Elimizde tuttuğumuz, sarsıcı, belki klişe bir tabir olacak ama tam manasıyla insanda midesine yumruk yemiş hissi uyandıran bir metin. Acı ve ıstırap elle tutacak kadar somutlaşıyor. Özellikle giriş bölümü oldukça sarsıcı. Ve söz konusu olan münferit vakalar değil, Ermeni halkının kolektif olarak maruz kaldığı acı bu. Yetimler her zaman, her toplumda vardır ve çoğu zaman hayatları maddi-manevi zordur yetimlerin. Bu, bir toplum için belli ölçüde normal ve beklenen bir durumdur. Fakat, bir halktan geriye 2-3 sene içinde, tabiri caizse, bir yetimler ordusu kalıyorsa orada olağandışı bir durum var demektir.

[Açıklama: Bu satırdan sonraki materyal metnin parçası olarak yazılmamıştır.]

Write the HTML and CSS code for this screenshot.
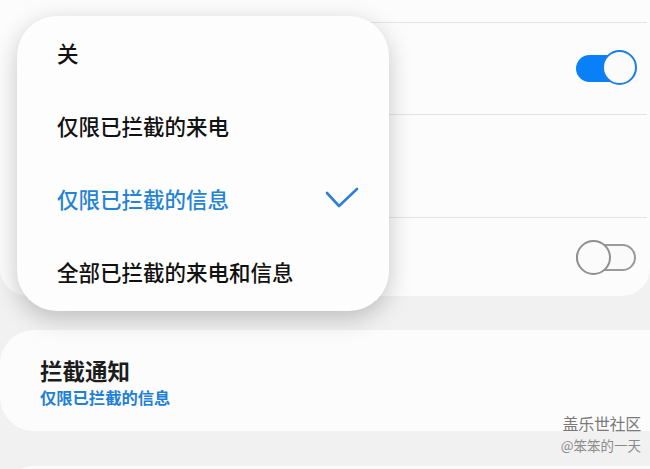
FILE: index.html
```html
<!DOCTYPE html>
<html lang="zh-CN">
<head>
    <meta charset="UTF-8">
    <meta name="viewport" content="width=device-width, initial-scale=1.0">
    <title>拦截设置</title>
    <link rel="stylesheet" href="styles.css">
</head>
<body>
    <div class="screen">
        <!-- Settings card behind the popup -->
        <div class="card card-top">
            <div class="row row-head"></div>
            <div class="row row-a">
                <span class="switch on"><span class="knob"></span></span>
            </div>
            <div class="row row-b"></div>
            <div class="row row-c">
                <span class="switch off"><span class="knob"></span></span>
            </div>
        </div>

        <div class="card card-notify">
            <div class="title">拦截通知</div>
            <div class="summary">仅限已拦截的信息</div>
        </div>

        <div class="card card-next"></div>

        <!-- Dropdown menu -->
        <ul class="menu">
            <li class="option">关</li>
            <li class="option">仅限已拦截的来电</li>
            <li class="option selected">
                仅限已拦截的信息
                <svg class="check" width="34" height="24" viewBox="0 0 34 24">
                    <polyline points="2,6 14,19 32,2" fill="none" stroke="#2f80d3" stroke-width="2.6" stroke-linecap="round" stroke-linejoin="round"/>
                </svg>
            </li>
            <li class="option">全部已拦截的来电和信息</li>
        </ul>

        <div class="watermark">
            <div class="wm-site">盖乐世社区</div>
            <div class="wm-user">@笨笨的一天</div>
        </div>
    </div>
</body>
</html>
```

FILE: styles.css
```css
body {
    margin: 0;
    font-family: "Noto Sans CJK SC", "Noto Sans", sans-serif;
    background-color: #f1f1f1;
}

.screen {
    position: relative;
    width: 650px;
    height: 469px;
    overflow: hidden;
}

.card {
    background-color: #fcfcfc;
}

.card-top {
    border-radius: 0 0 28px 28px;
}

.row {
    display: flex;
    align-items: center;
    justify-content: flex-end;
    padding-right: 11px;
    margin-left: 40px;
    margin-right: 3px;
    border-top: 1px solid #e4e4e4;
}

.row-head {
    height: 22px;
    border-top: none;
}

.row-a {
    height: 91px;
}

.row-b {
    height: 102px;
}

.row-c {
    height: 78px;
}

.switch {
    position: relative;
    display: block;
    width: 60px;
    height: 27px;
    border-radius: 14px;
    box-sizing: border-box;
}

.switch .knob {
    position: absolute;
    top: -5px;
    width: 35px;
    height: 35px;
    border-radius: 50%;
    box-sizing: border-box;
    background-color: #fbfbfb;
}

.switch.on {
    background-color: #0a80f8;
}

.switch.on .knob {
    right: -1px;
    border: 2px solid #1a7fe6;
}

.switch.off {
    border: 2px solid #9a9a9a;
    background-color: #fafafa;
}

.switch.off .knob {
    left: -2px;
    top: -6px;
    border: 2px solid #909090;
}

.card-notify {
    margin-top: 34px;
    height: 101px;
    border-radius: 34px 0 0 34px;
    padding-left: 40px;
    display: flex;
    flex-direction: column;
    justify-content: center;
}

.title {
    font-size: 22.5px;
    font-weight: 700;
    color: #1c1c1c;
    line-height: 28px;
    margin-top: 3px;
}

.summary {
    font-size: 16.3px;
    font-weight: 700;
    color: #1f7fd4;
    line-height: 22px;
    margin-top: 2px;
}

.card-next {
    margin-top: 35px;
    height: 40px;
    border-radius: 34px 0 0 0;
}

.menu {
    position: absolute;
    left: 17px;
    top: 16px;
    width: 372px;
    height: 295px;
    margin: 0;
    padding: 20px 0 0;
    list-style: none;
    box-sizing: border-box;
    background-color: #fdfdfd;
    border-radius: 40px;
    box-shadow: 0 7px 24px rgba(0, 0, 0, 0.22);
}

.option {
    display: flex;
    align-items: center;
    justify-content: space-between;
    height: 73px;
    margin-top: -20px;
    margin-bottom: 20px;
    padding: 0 30px 0 40px;
    font-size: 21.5px;
    font-weight: 500;
    color: #111;
}

.option.selected {
    color: #2383d6;
}

.check {
    display: block;
    margin-top: 0;
}

.watermark {
    position: absolute;
    right: 9px;
    top: 411px;
    text-align: right;
    color: #7a7a7a;
}

.wm-site {
    font-size: 16px;
    line-height: 24px;
    letter-spacing: -0.3px;
}

.wm-user {
    font-size: 13.5px;
    line-height: 20px;
    color: #8a8a8a;
}
```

Neredeyse bütün bir kuşak yetim kalmış! Düşünün ki soykırım sonrasında Yunanistan’dan Mısır’a, Mısır’dan Suriye’ye Ermeni çocukların toplandığı Dzarugyan’ın anlattığına benzer düzinelerce yetimhane var. Yani, var olan durumu, acının ve travmanın büyüklüğünü anlamak için onun anlattıklarını misliyle çarpmanız gerekiyor. Diğer etkenlerin yanı sıra işte bu sebepledir ki Ermeniler de soykırımın izi çok derin ve kapanmıyor. Kitaptan Ermenilerin kolektif durumlarını gösteren pek çok örnek verilebilir. Örneğin, yetimleri arayan akrabalara dair şu satırlar: “Her gün kapının önünde bir kalabalık toplanıyordu. İsimler okunuyor, listeler hazırlanıyordu. Bir ana, bir teyze ya da bir hala geliyor, yavrusunu alıp götürüyordu. Evladını arayan bir babaya hiç rastlamadık. Gelenler hep kadındı.”
Öte yandan bu metin, yalnızca Ermeni Soykırımı’nın sebep olduğu maddi ve manevi yıkımı, acıları değil aynı zamanda insan denilen canlının karakterinin iyi ve kötü manada genişleyebileceği sınırları, gene iyi ve kötü manada derinliğini ortaya koyuyor. Daha spesifik söyleyecek olursak, insan karakterinin çoğu bencillikle belirlenen potansiyel özelliklerinin, kişi kendini tehdit altında hissedince nasıl ve ne şekilde açığa çıkabildiğini gösteren bir eser bu. O anlamda insan ruhunu katman katman soyuyor. Bu minvalde, zor şartların çocukları bile gaddarlaştırdığını gözlerimizin önüne seriyor. Fakat asıl dikkat çekici gaddarlık ve acımasızlık, birkaç istisna hariç, kendileri de Ermeni olan yetimhane yöneticilerinden geliyor. En belirgin özellikleri çocukları sürekli cezalandırmaları ve dövmeleri. Zaten Dzarugyan giriş yazısında buna da göndermede bulunuyor ve soruyor: “Mahrumiyet, açlık, gözyaşı, yabancıların umursamazlığı, bizden olanların acımasızlığı mıydı çocukluk?”
Bu kitabın bize bir kere daha hatırlattığı başka bir şey de şu ki kurbanlık statik, değişmeyen bir pozisyon değil. Birinin kurbanı olan kişi, başka bir kişinin başına despot kesilebilir. Bir bağlamda kurban veya mağdur olmak, size ve ait olduğunuz grubun takip eden kuşaklarına sonsuza kadar iyi, doğru veya güzel olma vasfını kazandırmıyor. Soykırım kurbanlarının, iyi insanlar olup olmamasının kendi başına hiçbir anlamı yok. Onlar da herkes gibi iyisiyle kötüsüyle insandı.